Also, mantis shrimp have 6 more photoreceptors in addition to the 12 colored ones, to detect polarized light. They likely see them the same way that they see color, so they probably don't consider them anything different than wavelength which is what we interpret as color.
Ed Yong's An Immense World has a section on this and I'd highly recommend it. The ways animals sense and perceive the world are often so different for ours and it's so fascinating.
For anyone wondering why they would need to see polarized light: I actually looked into this a few months ago!
Other animals that are trying to blend in with the environment often use countershading appear less conspicuous. The problem with this is that this method can't replicate the polarization of the light behind them, making them stand out if you can see that sort of thing. ((Sunlight in the ocean is always polarized based on the direction of the sun (look up fresnel equations for s and p polarized light))). Even transparent creatures will interrupt the polarization in some way, so this is a very useful skill to have.

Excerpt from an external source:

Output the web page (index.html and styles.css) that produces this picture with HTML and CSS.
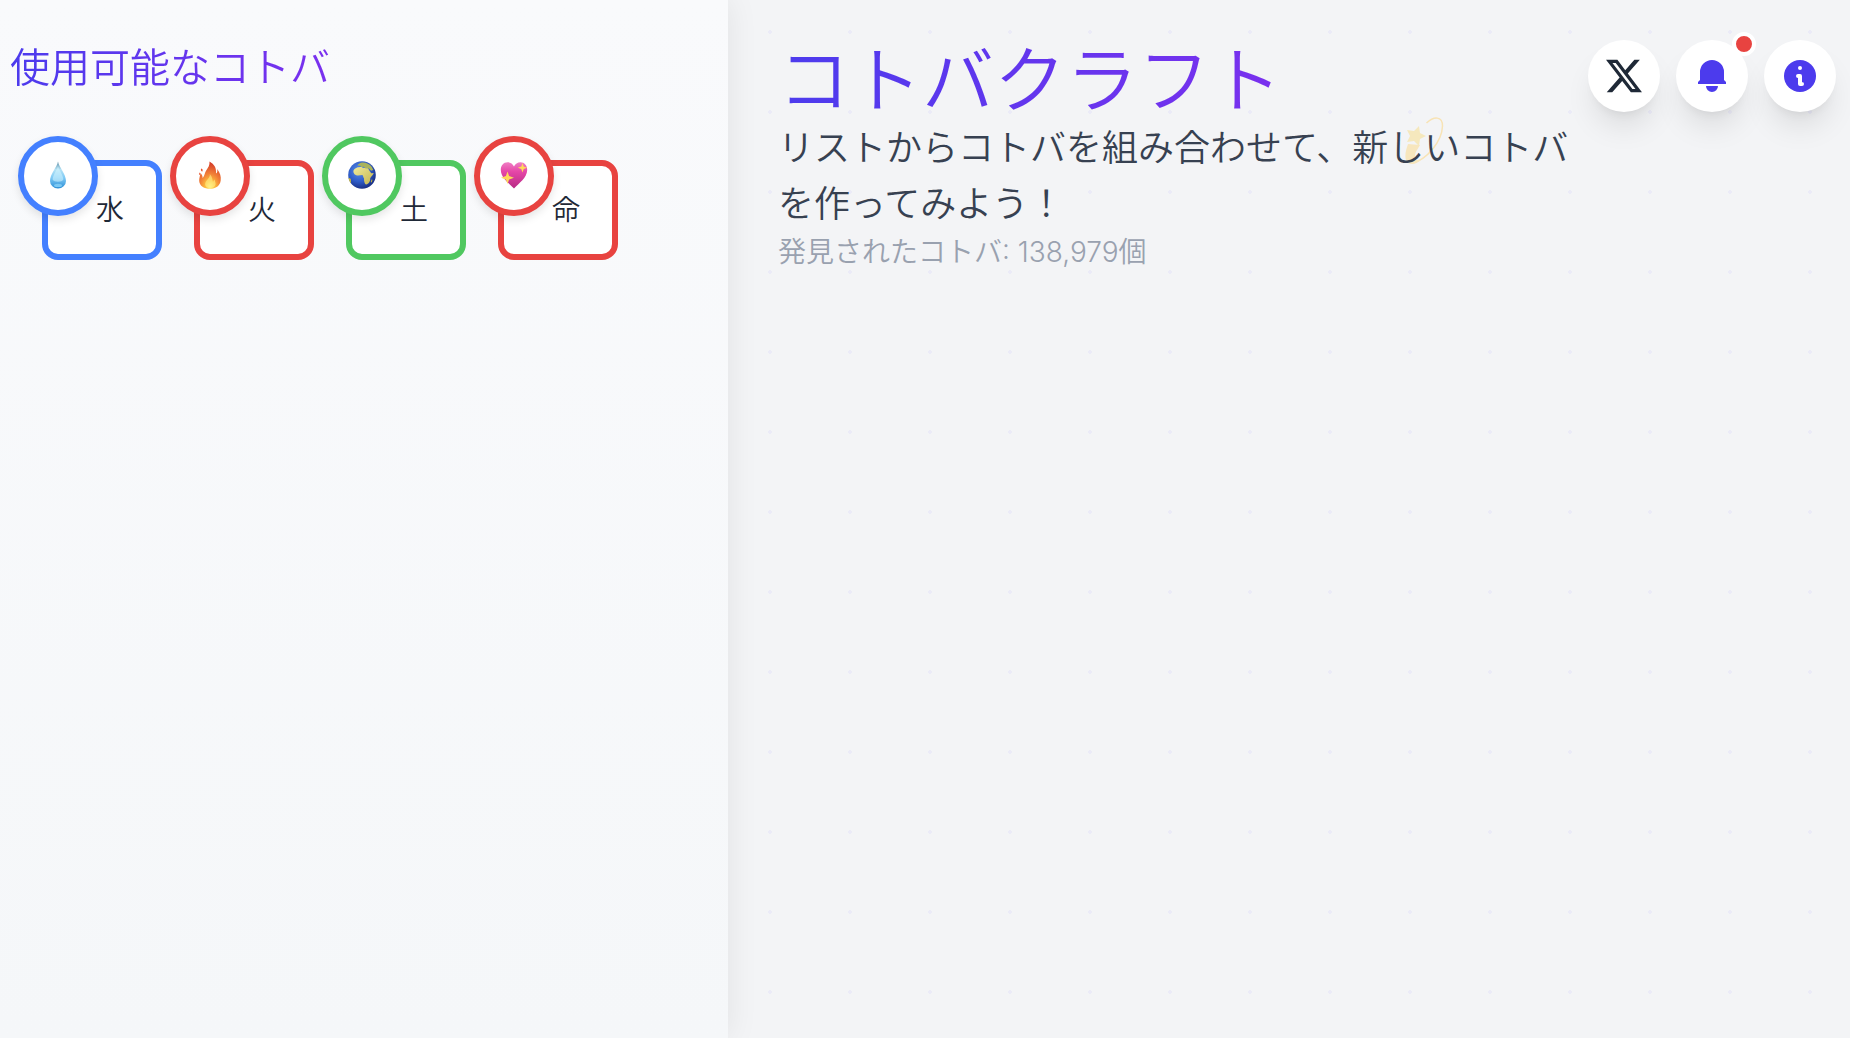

More specifically, polarization changes with the angle of reflection of the surface towards the detector / eye / camera, so every bump in the surface gets a color gradient different from the surroundings when seen by a polarization sensitive eye
"Spiders can detect danger coming their way with an early-warning system called eyes."
Really fantastic book. I did have some notes though. Firstly, if honeybees have such low dpi vision, how can they see each other dance? I assume it's because they're experiencing the dance some other way, but how? (Also it's hella dark in there, isn't it?)

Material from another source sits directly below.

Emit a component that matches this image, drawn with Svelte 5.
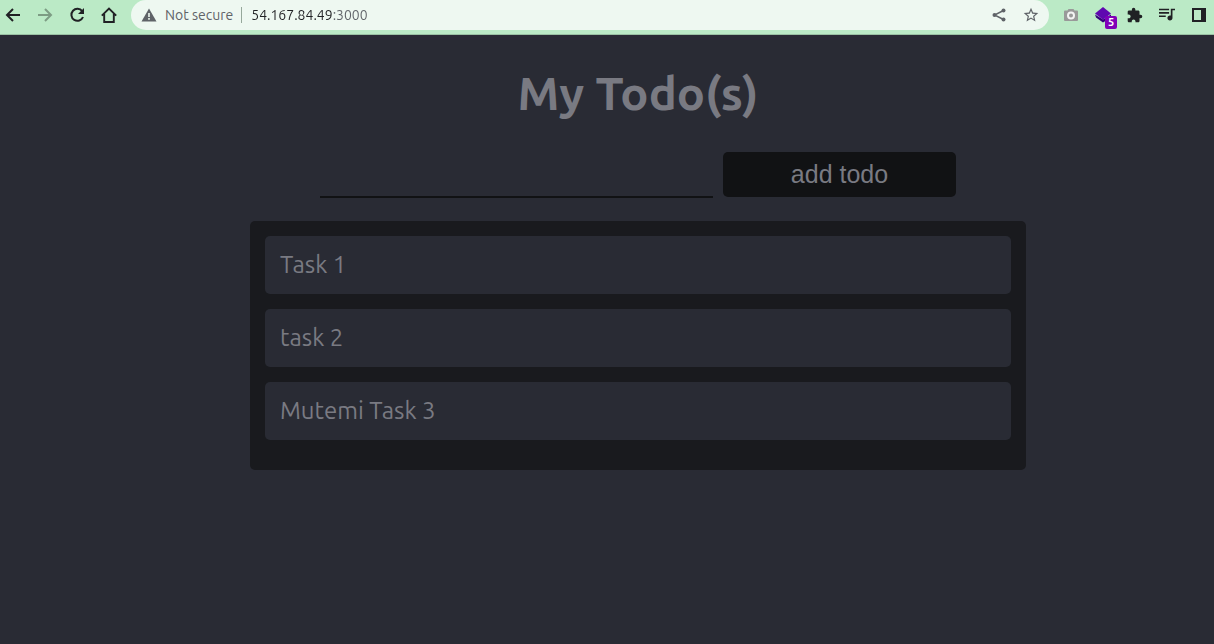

He says many times that humanity's umwelt is dominated by sight, but I very much disagree. To lose my hearing or sense of touch would make me feel quite blind, as I use them to perceive things outside my cone of vision constantly. Being in deep water is unnerving for this reason, because I can't "see" what's around me, and I have this whole new area below that I can't hear either. So I have to wonder whether other people feel the way he does or whether my usage is more unique.
He really blew my mind when describing exafference and reafference because these things are reliant on a sense of self in the first place, which means that even the worm in his example must have some form of ego.
You show that you are dominated by sight even as you say you aren't.
Losing your hearing or touch would remove peripheral senses, yes, and certainly that would be unnerving, but think how much worse it would be to lose sight. Hearing wasn't even a factor for you beyond your peripheral, because what you can see is so much clearer, so much more comprehensive, than what you can hear, that hearing is negligible where you have sight.
Hearing is a backup sense. Something you lean on when you don't have sight, but its fidelity is poor enough in people that we rely nearly wholly on sight, when we can.
Losing that cone of vision impacts us far more than our hearing, although of course losing either is massively detrimental.
While sound is not nearly as dominant, it's absolutely not just a backup sense. It's the fastest perception we have (the best rhythm game players can play blind but not deaf), it covers all directions, and even in our sleep we still respond to loud sounds.
Sound perception is so fast that it's often what directs you to look in the right direction, even if what you're reacting to happened in your field of vision.
Funny enough, even our peripheral vision is faster than our central field of vision, to help us avoid predators coming from behind! Our forward directed vision is for tracking and understanding what's in front of us, sound and peripheral vision is in large part for environmental awareness. They're co-dependent!
Humans can even learn echolocation!
how can they see each other dance? I assume it’s because they’re experiencing the dance some other way, but how? (Also it’s hella dark in there, isn’t it?)
By touch. This 50s video shows it well.
Oh, I see. I thought they communicated much more complex information than that, but it's very practical for simple directions with no further details.
I need to use wherewithal more in my daily life
I wish I had the wherewithal to use it more often.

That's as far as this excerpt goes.